With his hide-and-seek marketing strategy, the 66-year-old Peterson shapes about 35 boards a year. “If you get a Peterson board you’re doing well,” he says with a loud chuckle. “They’ll be worth more when I’m dead.” 

Despite the marketing quirks and a hobbyist’s production scale, his long-term customers are very loyal, like the Ho family. “Michael [Peterson] met Michael [Ho] in San Diego at the 1972 World Championships,” Peterson recalls. “Ho was surfing as a junior for the American team and he was about 14 years old.” 

Since then, the families have stayed close. Michael Ho is a regular lunch companion for the Petersons whenever he’s in Australia. And nearly half a century later, Tommy finds himself making boards for another member of the Ho family.

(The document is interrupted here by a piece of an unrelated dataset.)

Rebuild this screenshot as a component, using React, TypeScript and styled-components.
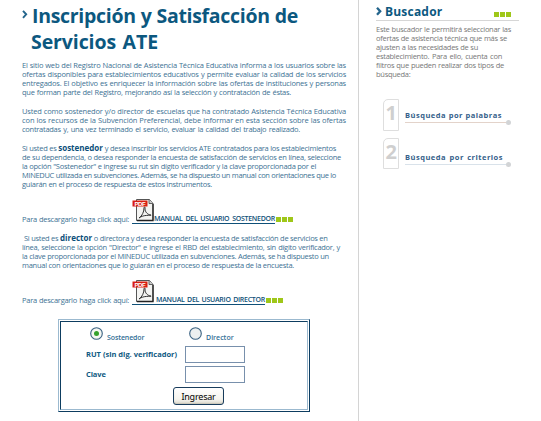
import React from "react";
import styled, { createGlobalStyle } from "styled-components";

const Global = createGlobalStyle`
  * { box-sizing: border-box; }
  body { margin: 0; background: #fff; }
`;

const Page = styled.div`
  display: flex;
  width: 541px;
  height: 421px;
  overflow: hidden;
  background: #fff;
  font-family: "Open Sans", "Noto Sans", sans-serif;
`;

const Main = styled.main`
  width: 359px;
  height: 421px;
  flex: none;
  padding: 2px 0 0 22px;
  border-right: 1px solid #d4d4d4;
`;

const Title = styled.h1`
  display: grid;
  grid-template-columns: 10px 1fr;
  margin: 0;
  height: 59px;
  color: #0c587f;
`;

const TitleLines = styled.div`
  display: flex;
  flex-direction: column;
`;

const Line = styled.span<{ $w: number; $size?: number; $lh?: number; $ls?: number; $indent?: number }>`
  display: block;
  width: ${(p) => p.$w}px;
  margin-left: ${(p) => p.$indent ?? 0}px;
  font-size: ${(p) => p.$size ?? 7.5}px;
  line-height: ${(p) => p.$lh ?? 9}px;
  letter-spacing: ${(p) => p.$ls ?? -0.27}px;
  white-space: nowrap;
  text-align: justify;
  text-align-last: justify;
`;

const Paragraph = styled.p`
  margin: 0 0 10px;
  color: #3d7294;
  b { color: #0c4f7a; font-size: 8px; line-height: 0; letter-spacing: 0; }
`;

const Download = styled.div<{ $gap: number }>`
  display: flex;
  align-items: flex-end;
  height: 25px;
  margin-bottom: ${(p) => p.$gap}px;
  color: #3d7294;
`;

const ManualLink = styled.a`
  display: flex;
  align-items: flex-end;
  height: 25px;
  margin-left: 3px;
  border-bottom: 1px solid #0f5078;
  color: #0f5078;
  font-weight: 600;
  svg { align-self: flex-start; }
`;

const Squares = styled.span<{ $size: number }>`
  display: flex;
  gap: 1px;
  i { width: ${(p) => p.$size}px; height: ${(p) => p.$size}px; background: #9fc719; }
`;

const DownloadSquares = styled(Squares)`
  margin: 0 0 2px 1px;
`;

const Login = styled.form`
  width: 252px;
  height: 93px;
  margin-left: 36px;
  border: 1px solid #0d3d60;
  border-left-color: #9bb9cf;
  border-top-color: #9bb9cf;
  padding: 1px;
`;

const LoginInner = styled.div`
  height: 89px;
  border: 1px solid #9bb9cf;
  border-left-color: #0d3d60;
  border-top-color: #0d3d60;
  padding: 4px 0 0 25px;
`;

const RoleRow = styled.div`
  display: grid;
  grid-template-columns: 99px 1fr;
  height: 20px;
`;

const Role = styled.label`
  display: flex;
  gap: 4px;
  padding: 1px 0 0 4px;
  color: #336f96;
  font-weight: 600;
`;

const RoleText = styled.span`
  padding-top: 6px;
`;

const Field = styled.label`
  display: grid;
  grid-template-columns: 99px 60px;
  height: 20px;
  color: #0f5a82;
  font-weight: 700;
`;

const FieldText = styled.span`
  padding-top: 4px;
`;

const Input = styled.input`
  width: 60px;
  height: 17px;
  padding: 0 2px;
  border: 1px solid #7890ac;
  background: #fff;
  border-radius: 0;
`;

const Submit = styled.button`
  display: block;
  width: 51px;
  height: 18px;
  margin: 1px 0 0 87px;
  padding: 0;
  border: 1px solid #183c5c;
  border-radius: 3px;
  background: linear-gradient(#fff, #f5f4ee 70%, #dcd9cf);
  box-shadow: inset 0 -1px 1px #cbc7ba;
  color: #000;
  font: 9px/15px "Noto Sans", sans-serif;
  letter-spacing: -0.2px;
`;

const Sidebar = styled.aside`
  flex: 1;
  padding: 4px 0 0 17px;
`;

const SideHeader = styled.header`
  display: flex;
  width: 143px;
  height: 17px;
  border-bottom: 1px solid #d6d6d6;
  color: #0c587f;
`;

const SideTitle = styled.h2`
  margin: 0 0 0 3px;
  width: 109px;
`;

const SideSquares = styled(Squares)`
  padding-top: 8px;
`;

const Intro = styled.p`
  margin: 4px 0 20px;
  color: #777;
`;

const Option = styled.a`
  display: flex;
  gap: 6px;
  height: 39px;
  padding-left: 7px;
  color: #34608a;
  font-weight: 700;
`;

const Digit = styled.span<{ $h: number }>`
  width: 16px;
  height: ${(p) => p.$h}px;
  border: 1px solid #dedede;
  border-top-left-radius: 5px;
  color: #cfcfcf;
  font: 700 20px/25px "Open Sans", sans-serif;
  text-align: right;
  padding-right: 1px;
`;

const OptionLabel = styled.span<{ $top: number }>`
  display: block;
  height: 9px;
  width: 106px;
  margin-top: ${(p) => p.$top}px;
`;

const Underline = styled.span<{ $color: string }>`
  display: flex;
  align-items: center;
  width: 106px;
  height: 5px;
  &::before { content: ""; flex: 1; height: 1px; background: ${(p) => p.$color}; }
  &::after { content: ""; width: 5px; height: 5px; border-radius: 50%; background: #d2d4d6; }
`;

const Chevron = ({ top, width = 1.9 }: { top: number; width?: number }) => (
  <svg width="6" height={top + 9} viewBox={`0 ${-top} 6 ${top + 9}`}>
    <path d="M1 0.8 L4.2 4.3 L1 7.8" fill="none" stroke="#24658c" strokeWidth={width} />
  </svg>
);

const Pdf = () => (
  <svg width="22" height="23" viewBox="0 1 22 23">
    <path d="M4.5 1.5h13l3.5 4v17H4.5z" fill="#f4f4f2" stroke="#555" />
    <path d="M21 6v16.5H5" fill="none" stroke="#222" strokeWidth="1.3" />
    <path d="M17 1.5v4h4" fill="#ccc" stroke="#444" strokeWidth=".8" />
    <path d="M7 20c3-2 5-6 5-10 0-2 1.5-1 1 1 0 3 3 6 6 6 1 1-7-1-12 3z" fill="none" stroke="#333" strokeWidth="1" />
    <rect x="0.5" y="2.5" width="15" height="6" fill="#d81f12" />
    <text x="2.6" y="7.7" fontSize="6" fontWeight="700" fill="#fff" fontFamily="Liberation Sans" textLength="11">PDF</text>
  </svg>
);

const Radio = ({ on }: { on?: boolean }) => (
  <svg width="13" height="13" viewBox="0 0 13 13">
    <circle cx="6.5" cy="6.5" r="5.8" fill={on ? "#f5f7f2" : "#edf0f0"} stroke="#396181" strokeWidth="1.1" />
    {on && <circle cx="6.5" cy="6.5" r="2.5" fill="#35a12c" />}
  </svg>
);

const Trio = () => (<><i /><i /><i /></>);

export default function App() {
  return (
    <Page>
      <Global />
      <Main>
        <Title>
          <Chevron top={8} />
          <TitleLines>
            <Line $w={266} $size={19.5} $lh={27} $ls={-0.3}>Inscripción y Satisfacción de</Line>
            <Line $w={127} $size={19.5} $lh={26} $ls={-0.1} $indent={-1}>Servicios ATE</Line>
          </TitleLines>
        </Title>
        <Paragraph>
          <Line $w={324} $ls={-0.18}>El sitio web del Registro Nacional de Asistencia Técnica Educativa informa a los usuarios sobre las</Line>
          <Line $w={324} $ls={-0.2}>ofertas disponibles para establecimientos educativos y permite evaluar la calidad de los servicios</Line>
          <Line $w={324} $ls={-0.2}>entregados. El objetivo es enriquecer la información sobre las ofertas de instituciones y personas</Line>
          <Line $w={269}>que forman parte del Registro, mejorando así la selección y contratación de éstas.</Line>
        </Paragraph>
        <Paragraph>
          <Line $w={324} $ls={-0.15}>Usted como sostenedor y/o director de escuelas que ha contratado Asistencia Técnica Educativa</Line>
          <Line $w={324} $ls={-0.1}>con los recursos de la Subvención Preferencial, debe informar en esta sección sobre las ofertas</Line>
          <Line $w={278}>contratadas y, una vez terminado el servicio, evaluar la calidad del trabajo realizado.</Line>
        </Paragraph>
        <Paragraph>
          <Line $w={314}>Si usted es <b>sostenedor</b> y desea inscribir los servicios ATE contratados para los establecimientos</Line>
          <Line $w={319}>de su dependencia, o desea responder la encuesta de satisfacción de servicios en línea, seleccione</Line>
          <Line $w={294}>la opción "Sostenedor" e ingrese su rut sin dígito verificador y la clave proporcionada por el</Line>
          <Line $w={314} $ls={-0.34}>MINEDUC utilizada en subvenciones. Además, se ha dispuesto un manual con orientaciones que lo</Line>
          <Line $w={190}>guiarán en el proceso de respuesta de estos instrumentos.</Line>
        </Paragraph>
        <Download $gap={10}>
          <Line $w={107}>Para descargarlo haga click aquí:</Line>
          <ManualLink><Pdf /><Line $w={121} $lh={8} $size={7}>MANUAL DEL USUARIO SOSTENEDOR</Line></ManualLink>
          <DownloadSquares $size={5}><Trio /></DownloadSquares>
        </Download>
        <Paragraph>
          <Line $w={303} $indent={2}>Si usted es <b>director</b> o directora y desea responder la encuesta de satisfacción de servicios en</Line>
          <Line $w={318}>línea, seleccione la opción "Director" e ingrese el RBD del establecimiento, sin dígito verificador, y</Line>
          <Line $w={303}>la clave proporcionada por el MINEDUC utilizada en subvenciones. Además, se ha dispuesto un</Line>
          <Line $w={272}>manual con orientaciones que lo guiarán en el proceso de respuesta de la encuesta.</Line>
        </Paragraph>
        <Download $gap={14}>
          <Line $w={107}>Para descargarlo haga click aquí:</Line>
          <ManualLink><Pdf /><Line $w={109} $lh={8} $size={7} $indent={2}>MANUAL DEL USUARIO DIRECTOR</Line></ManualLink>
          <DownloadSquares $size={5}><Trio /></DownloadSquares>
        </Download>
        <Login>
          <LoginInner>
            <RoleRow>
              <Role><Radio on /><RoleText><Line $w={37} $size={7} $ls={-0.1}>Sostenedor</Line></RoleText></Role>
              <Role><Radio /><RoleText><Line $w={28} $size={7} $ls={0}>Director</Line></RoleText></Role>
            </RoleRow>
            <Field><FieldText><Line $w={91} $ls={0}>RUT (sin dig. verificador)</Line></FieldText><Input /></Field>
            <Field><FieldText><Line $w={20} $ls={-0.1}>Clave</Line></FieldText><Input type="password" /></Field>
            <Submit type="button">Ingresar</Submit>
          </LoginInner>
        </Login>
      </Main>
      <Sidebar>
        <SideHeader>
          <Chevron top={3} width={2.3} />
          <SideTitle><Line $w={57} $size={12} $lh={16} $ls={0.2}>Buscador</Line></SideTitle>
          <SideSquares $size={5}><Trio /></SideSquares>
        </SideHeader>
        <Intro>
          <Line $w={135}>Este buscador le permitirá seleccionar las</Line>
          <Line $w={131}>ofertas de asistencia técnica que más se</Line>
          <Line $w={102}>ajusten a las necesidades de su</Line>
          <Line $w={126}>establecimiento. Para ello, cuenta con</Line>
          <Line $w={128}>filtros que pueden realizar dos tipos de</Line>
          <Line $w={33}>búsqueda:</Line>
        </Intro>
        <Option>
          <Digit $h={32}>1</Digit>
          <div>
            <OptionLabel $top={12}><Line $w={97} $ls={0.5}>Búsqueda por palabras</Line></OptionLabel>
            <Underline $color="#e3d3ca" />
          </div>
        </Option>
        <Option>
          <Digit $h={31}>2</Digit>
          <div>
            <OptionLabel $top={15}><Line $w={98} $ls={0.5}>Búsqueda por criterios</Line></OptionLabel>
            <Underline $color="#d9e2ea" />
          </div>
        </Option>
      </Sidebar>
    </Page>
  );
}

If Michael Peterson was the brooding, enigmatic genius, Mason Ho is the charismatic entertainment machine whose freesurfing sessions sometimes morph into a game of chicken with exposed reef. Born generations apart, Mason and the late MP share an undeniable onscreen magnetism, which seems to shine on Tommy’s creations. Tommy typically shapes Mason a version of the Fireball Fish that Curren rode at Bawa. The recent incarnation is a slightly tweaked take on the last one he made Curren. 

“It’s 5’3″ with a step and channels in the middle under the front foot, and a rolled Vee through the back,” explains Tommy. “The forward step channels are so you can ride it in 12-foot surf and it won’t slide out. It’s got big, blocky rails so it can’t catch on anything. All you do is slide over the water and you go like a rocket.” 

Mason orders ’em white. He rides ’em weird. And if there’s a legend left to be made on one of Peterson’s boards, he’s probably the guy for the job.